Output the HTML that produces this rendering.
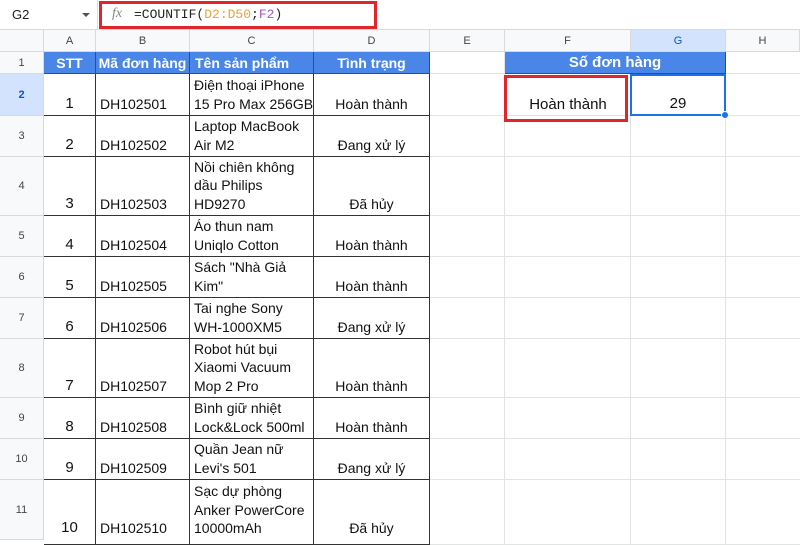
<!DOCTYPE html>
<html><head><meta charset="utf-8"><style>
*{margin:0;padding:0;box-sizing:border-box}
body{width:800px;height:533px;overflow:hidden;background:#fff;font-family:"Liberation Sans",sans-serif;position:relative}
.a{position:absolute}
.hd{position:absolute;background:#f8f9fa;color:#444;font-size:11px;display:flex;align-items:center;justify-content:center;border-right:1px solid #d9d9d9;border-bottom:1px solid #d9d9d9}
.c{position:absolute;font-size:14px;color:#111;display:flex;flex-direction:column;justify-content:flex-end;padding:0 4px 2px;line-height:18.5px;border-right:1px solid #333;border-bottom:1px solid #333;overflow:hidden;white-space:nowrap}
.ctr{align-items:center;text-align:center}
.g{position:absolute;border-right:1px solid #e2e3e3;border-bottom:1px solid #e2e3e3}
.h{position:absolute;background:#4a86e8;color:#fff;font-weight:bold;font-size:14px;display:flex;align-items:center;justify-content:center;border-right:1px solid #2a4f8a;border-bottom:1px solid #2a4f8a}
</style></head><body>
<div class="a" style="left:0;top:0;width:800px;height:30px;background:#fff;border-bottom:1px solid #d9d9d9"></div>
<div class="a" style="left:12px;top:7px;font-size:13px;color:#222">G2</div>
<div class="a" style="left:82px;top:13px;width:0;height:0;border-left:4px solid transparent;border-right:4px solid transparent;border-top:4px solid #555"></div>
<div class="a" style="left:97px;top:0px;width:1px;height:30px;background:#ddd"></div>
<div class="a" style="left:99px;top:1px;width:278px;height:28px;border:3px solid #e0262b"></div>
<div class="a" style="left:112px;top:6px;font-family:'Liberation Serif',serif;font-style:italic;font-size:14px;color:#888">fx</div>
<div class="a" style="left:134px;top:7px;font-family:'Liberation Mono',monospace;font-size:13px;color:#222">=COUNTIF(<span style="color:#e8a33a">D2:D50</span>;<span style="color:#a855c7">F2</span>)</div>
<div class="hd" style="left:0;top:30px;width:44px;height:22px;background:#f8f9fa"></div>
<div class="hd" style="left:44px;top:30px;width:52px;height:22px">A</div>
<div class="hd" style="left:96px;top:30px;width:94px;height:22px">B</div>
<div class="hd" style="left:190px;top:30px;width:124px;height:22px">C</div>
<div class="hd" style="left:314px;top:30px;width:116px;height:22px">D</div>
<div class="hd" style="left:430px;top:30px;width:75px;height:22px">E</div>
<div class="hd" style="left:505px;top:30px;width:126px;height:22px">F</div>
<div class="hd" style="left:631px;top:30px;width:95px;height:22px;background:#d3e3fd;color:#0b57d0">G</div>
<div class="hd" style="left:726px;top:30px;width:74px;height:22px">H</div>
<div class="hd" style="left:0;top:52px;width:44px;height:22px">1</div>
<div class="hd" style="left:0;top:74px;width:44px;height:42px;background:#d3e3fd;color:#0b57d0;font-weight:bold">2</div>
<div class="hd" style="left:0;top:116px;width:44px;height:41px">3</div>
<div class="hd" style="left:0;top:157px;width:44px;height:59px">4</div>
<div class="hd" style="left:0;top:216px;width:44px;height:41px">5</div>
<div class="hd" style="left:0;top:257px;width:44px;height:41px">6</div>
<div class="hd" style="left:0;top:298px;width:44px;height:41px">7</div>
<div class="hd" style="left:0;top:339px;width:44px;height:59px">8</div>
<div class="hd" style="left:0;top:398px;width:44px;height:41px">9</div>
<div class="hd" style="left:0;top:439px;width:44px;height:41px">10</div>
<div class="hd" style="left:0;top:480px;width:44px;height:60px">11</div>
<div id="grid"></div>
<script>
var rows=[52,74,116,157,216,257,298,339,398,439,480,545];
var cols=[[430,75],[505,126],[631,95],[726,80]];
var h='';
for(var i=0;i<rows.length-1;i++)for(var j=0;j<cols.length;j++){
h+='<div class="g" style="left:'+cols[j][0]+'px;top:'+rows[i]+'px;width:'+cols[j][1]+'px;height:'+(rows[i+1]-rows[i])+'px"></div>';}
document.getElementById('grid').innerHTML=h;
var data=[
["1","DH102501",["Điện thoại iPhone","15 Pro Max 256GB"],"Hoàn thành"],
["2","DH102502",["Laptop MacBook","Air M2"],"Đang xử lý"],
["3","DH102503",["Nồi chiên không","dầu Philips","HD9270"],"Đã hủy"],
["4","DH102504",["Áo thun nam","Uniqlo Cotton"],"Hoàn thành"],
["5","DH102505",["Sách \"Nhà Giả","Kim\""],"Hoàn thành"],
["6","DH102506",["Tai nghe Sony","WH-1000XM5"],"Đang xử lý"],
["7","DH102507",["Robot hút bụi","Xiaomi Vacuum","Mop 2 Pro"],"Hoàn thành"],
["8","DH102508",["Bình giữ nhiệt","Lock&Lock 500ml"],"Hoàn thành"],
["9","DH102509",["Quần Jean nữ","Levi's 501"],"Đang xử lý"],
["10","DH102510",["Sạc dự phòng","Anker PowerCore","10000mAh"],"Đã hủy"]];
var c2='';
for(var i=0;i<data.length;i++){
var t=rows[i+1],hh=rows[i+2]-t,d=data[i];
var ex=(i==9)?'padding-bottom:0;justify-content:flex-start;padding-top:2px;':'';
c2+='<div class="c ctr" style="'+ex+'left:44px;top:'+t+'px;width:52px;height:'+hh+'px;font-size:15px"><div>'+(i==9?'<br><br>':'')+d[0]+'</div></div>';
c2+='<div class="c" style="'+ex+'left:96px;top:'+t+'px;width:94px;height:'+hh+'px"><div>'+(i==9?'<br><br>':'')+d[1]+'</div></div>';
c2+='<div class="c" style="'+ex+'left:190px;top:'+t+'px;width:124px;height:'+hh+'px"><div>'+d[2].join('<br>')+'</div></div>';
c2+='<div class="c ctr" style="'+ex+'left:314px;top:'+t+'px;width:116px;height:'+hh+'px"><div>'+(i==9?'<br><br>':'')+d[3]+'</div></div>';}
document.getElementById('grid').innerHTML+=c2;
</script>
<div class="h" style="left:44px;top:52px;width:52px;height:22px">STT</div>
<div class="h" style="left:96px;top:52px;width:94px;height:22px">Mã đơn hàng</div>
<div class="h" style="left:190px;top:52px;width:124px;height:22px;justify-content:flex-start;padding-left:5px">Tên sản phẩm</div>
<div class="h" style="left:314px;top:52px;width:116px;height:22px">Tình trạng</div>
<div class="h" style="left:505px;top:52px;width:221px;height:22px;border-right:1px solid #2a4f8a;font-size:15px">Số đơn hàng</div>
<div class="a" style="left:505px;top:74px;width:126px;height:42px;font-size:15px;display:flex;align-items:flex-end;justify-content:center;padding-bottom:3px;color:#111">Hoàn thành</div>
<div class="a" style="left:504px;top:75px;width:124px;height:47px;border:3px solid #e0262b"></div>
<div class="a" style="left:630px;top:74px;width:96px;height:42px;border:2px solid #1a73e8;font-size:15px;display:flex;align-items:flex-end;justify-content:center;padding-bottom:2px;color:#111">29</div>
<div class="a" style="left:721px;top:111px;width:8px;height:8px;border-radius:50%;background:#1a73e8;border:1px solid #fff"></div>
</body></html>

§ §

| What is being asked |
Without including any pictures, print all of the material exactly as given.

| Written answer |
Output the HTML that produces this rendering.
<!DOCTYPE html>
<html><head><meta charset="utf-8"><style>
*{margin:0;padding:0;box-sizing:border-box}
body{width:800px;height:533px;overflow:hidden;background:#fff;font-family:"Liberation Sans",sans-serif;position:relative}
.a{position:absolute}
.hd{position:absolute;background:#f8f9fa;color:#444;font-size:11px;display:flex;align-items:center;justify-content:center;border-right:1px solid #d9d9d9;border-bottom:1px solid #d9d9d9}
.c{position:absolute;font-size:14px;color:#111;display:flex;flex-direction:column;justify-content:flex-end;padding:0 4px 2px;line-height:18.5px;border-right:1px solid #333;border-bottom:1px solid #333;overflow:hidden;white-space:nowrap}
.ctr{align-items:center;text-align:center}
.g{position:absolute;border-right:1px solid #e2e3e3;border-bottom:1px solid #e2e3e3}
.h{position:absolute;background:#4a86e8;color:#fff;font-weight:bold;font-size:14px;display:flex;align-items:center;justify-content:center;border-right:1px solid #2a4f8a;border-bottom:1px solid #2a4f8a}
</style></head><body>
<div class="a" style="left:0;top:0;width:800px;height:30px;background:#fff;border-bottom:1px solid #d9d9d9"></div>
<div class="a" style="left:12px;top:7px;font-size:13px;color:#222">G2</div>
<div class="a" style="left:82px;top:13px;width:0;height:0;border-left:4px solid transparent;border-right:4px solid transparent;border-top:4px solid #555"></div>
<div class="a" style="left:97px;top:0px;width:1px;height:30px;background:#ddd"></div>
<div class="a" style="left:99px;top:1px;width:278px;height:28px;border:3px solid #e0262b"></div>
<div class="a" style="left:112px;top:6px;font-family:'Liberation Serif',serif;font-style:italic;font-size:14px;color:#888">fx</div>
<div class="a" style="left:134px;top:7px;font-family:'Liberation Mono',monospace;font-size:13px;color:#222">=COUNTIF(<span style="color:#e8a33a">D2:D50</span>;<span style="color:#a855c7">F2</span>)</div>
<div class="hd" style="left:0;top:30px;width:44px;height:22px;background:#f8f9fa"></div>
<div class="hd" style="left:44px;top:30px;width:52px;height:22px">A</div>
<div class="hd" style="left:96px;top:30px;width:94px;height:22px">B</div>
<div class="hd" style="left:190px;top:30px;width:124px;height:22px">C</div>
<div class="hd" style="left:314px;top:30px;width:116px;height:22px">D</div>
<div class="hd" style="left:430px;top:30px;width:75px;height:22px">E</div>
<div class="hd" style="left:505px;top:30px;width:126px;height:22px">F</div>
<div class="hd" style="left:631px;top:30px;width:95px;height:22px;background:#d3e3fd;color:#0b57d0">G</div>
<div class="hd" style="left:726px;top:30px;width:74px;height:22px">H</div>
<div class="hd" style="left:0;top:52px;width:44px;height:22px">1</div>
<div class="hd" style="left:0;top:74px;width:44px;height:42px;background:#d3e3fd;color:#0b57d0;font-weight:bold">2</div>
<div class="hd" style="left:0;top:116px;width:44px;height:41px">3</div>
<div class="hd" style="left:0;top:157px;width:44px;height:59px">4</div>
<div class="hd" style="left:0;top:216px;width:44px;height:41px">5</div>
<div class="hd" style="left:0;top:257px;width:44px;height:41px">6</div>
<div class="hd" style="left:0;top:298px;width:44px;height:41px">7</div>
<div class="hd" style="left:0;top:339px;width:44px;height:59px">8</div>
<div class="hd" style="left:0;top:398px;width:44px;height:41px">9</div>
<div class="hd" style="left:0;top:439px;width:44px;height:41px">10</div>
<div class="hd" style="left:0;top:480px;width:44px;height:60px">11</div>
<div id="grid"></div>
<script>
var rows=[52,74,116,157,216,257,298,339,398,439,480,545];
var cols=[[430,75],[505,126],[631,95],[726,80]];
var h='';
for(var i=0;i<rows.length-1;i++)for(var j=0;j<cols.length;j++){
h+='<div class="g" style="left:'+cols[j][0]+'px;top:'+rows[i]+'px;width:'+cols[j][1]+'px;height:'+(rows[i+1]-rows[i])+'px"></div>';}
document.getElementById('grid').innerHTML=h;
var data=[
["1","DH102501",["Điện thoại iPhone","15 Pro Max 256GB"],"Hoàn thành"],
["2","DH102502",["Laptop MacBook","Air M2"],"Đang xử lý"],
["3","DH102503",["Nồi chiên không","dầu Philips","HD9270"],"Đã hủy"],
["4","DH102504",["Áo thun nam","Uniqlo Cotton"],"Hoàn thành"],
["5","DH102505",["Sách \"Nhà Giả","Kim\""],"Hoàn thành"],
["6","DH102506",["Tai nghe Sony","WH-1000XM5"],"Đang xử lý"],
["7","DH102507",["Robot hút bụi","Xiaomi Vacuum","Mop 2 Pro"],"Hoàn thành"],
["8","DH102508",["Bình giữ nhiệt","Lock&Lock 500ml"],"Hoàn thành"],
["9","DH102509",["Quần Jean nữ","Levi's 501"],"Đang xử lý"],
["10","DH102510",["Sạc dự phòng","Anker PowerCore","10000mAh"],"Đã hủy"]];
var c2='';
for(var i=0;i<data.length;i++){
var t=rows[i+1],hh=rows[i+2]-t,d=data[i];
var ex=(i==9)?'padding-bottom:0;justify-content:flex-start;padding-top:2px;':'';
c2+='<div class="c ctr" style="'+ex+'left:44px;top:'+t+'px;width:52px;height:'+hh+'px;font-size:15px"><div>'+(i==9?'<br><br>':'')+d[0]+'</div></div>';
c2+='<div class="c" style="'+ex+'left:96px;top:'+t+'px;width:94px;height:'+hh+'px"><div>'+(i==9?'<br><br>':'')+d[1]+'</div></div>';
c2+='<div class="c" style="'+ex+'left:190px;top:'+t+'px;width:124px;height:'+hh+'px"><div>'+d[2].join('<br>')+'</div></div>';
c2+='<div class="c ctr" style="'+ex+'left:314px;top:'+t+'px;width:116px;height:'+hh+'px"><div>'+(i==9?'<br><br>':'')+d[3]+'</div></div>';}
document.getElementById('grid').innerHTML+=c2;
</script>
<div class="h" style="left:44px;top:52px;width:52px;height:22px">STT</div>
<div class="h" style="left:96px;top:52px;width:94px;height:22px">Mã đơn hàng</div>
<div class="h" style="left:190px;top:52px;width:124px;height:22px;justify-content:flex-start;padding-left:5px">Tên sản phẩm</div>
<div class="h" style="left:314px;top:52px;width:116px;height:22px">Tình trạng</div>
<div class="h" style="left:505px;top:52px;width:221px;height:22px;border-right:1px solid #2a4f8a;font-size:15px">Số đơn hàng</div>
<div class="a" style="left:505px;top:74px;width:126px;height:42px;font-size:15px;display:flex;align-items:flex-end;justify-content:center;padding-bottom:3px;color:#111">Hoàn thành</div>
<div class="a" style="left:504px;top:75px;width:124px;height:47px;border:3px solid #e0262b"></div>
<div class="a" style="left:630px;top:74px;width:96px;height:42px;border:2px solid #1a73e8;font-size:15px;display:flex;align-items:flex-end;justify-content:center;padding-bottom:2px;color:#111">29</div>
<div class="a" style="left:721px;top:111px;width:8px;height:8px;border-radius:50%;background:#1a73e8;border:1px solid #fff"></div>
</body></html>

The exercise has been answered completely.